KARACHI, Pakistan (Reuters) – A hardline Pakistani Islamist group called off a protest march to the capital Islamabad on Sunday after reaching a deal with the government, ending two weeks of clashes that left at least seven policemen dead and scores injured on both sides.
The Tehrik-e-Labaik Pakistan (TLP) began the march calling for the release of jailed leader Saad Rizvi and the expulsion of France’s ambassador over publication caricatures depicting the Prophet Mohammad in a French satirical magazine.
“An agreement for peace and betterment has been reached,” Foreign Minister Shah Mehmood Qureshi, who represented the government in negotiations with the TLP, told a news conference.
Mufti Muneeb ur-Rehman, the main TLP negotiator, confirmed a deal had been struck and said details would emerge at a later stage, “but you will see the practical manifestations shortly”.
Qureshi also declined to elaborate on the accord.
The National Security Committee had vowed on Friday to crack down hard on the banned TLP if violent protests continued. Information Minister Fawad Chaudhry said Rizvi could not be released without due judicial process being followed, and that the protesters should return home. [L1N2RP1XG]
The protests have compounded pressure on the government of Prime Minister Imran Khan as it grapples with a chronic financial crisis and spiralling inflation that has squeezed household incomes hard.

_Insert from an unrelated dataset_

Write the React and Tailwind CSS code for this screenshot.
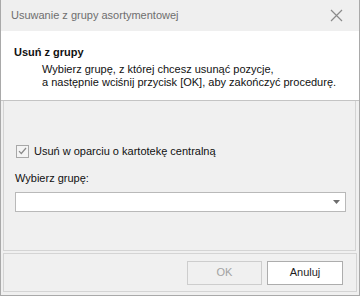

The TLP, a radical Sunni Muslim group founded in 2015 to tackle actions it considers blasphemous to Islam, has mounted multiple protest marches marred by bloodshed that have twice brought Islamabad to a standstill.
The government previously agreed to have parliament vote on kicking out the French ambassador but backtracked, saying to take such action would isolate Pakistan internationally.
In the latest protest, a march from Lahore to Islamabad along Pakistan’s busiest highway, TLP militants repeatedly clashed with police, paralysing traffic as they threatened to blockade Islamabad if their demands were not met. [L1N2RP1XG]
On Wednesday, four policemen were killed and hundreds wounded when militants opened fire with automatic weapons. No one has been arrested over the killings. Three policemen died in earlier clashes in Lahore.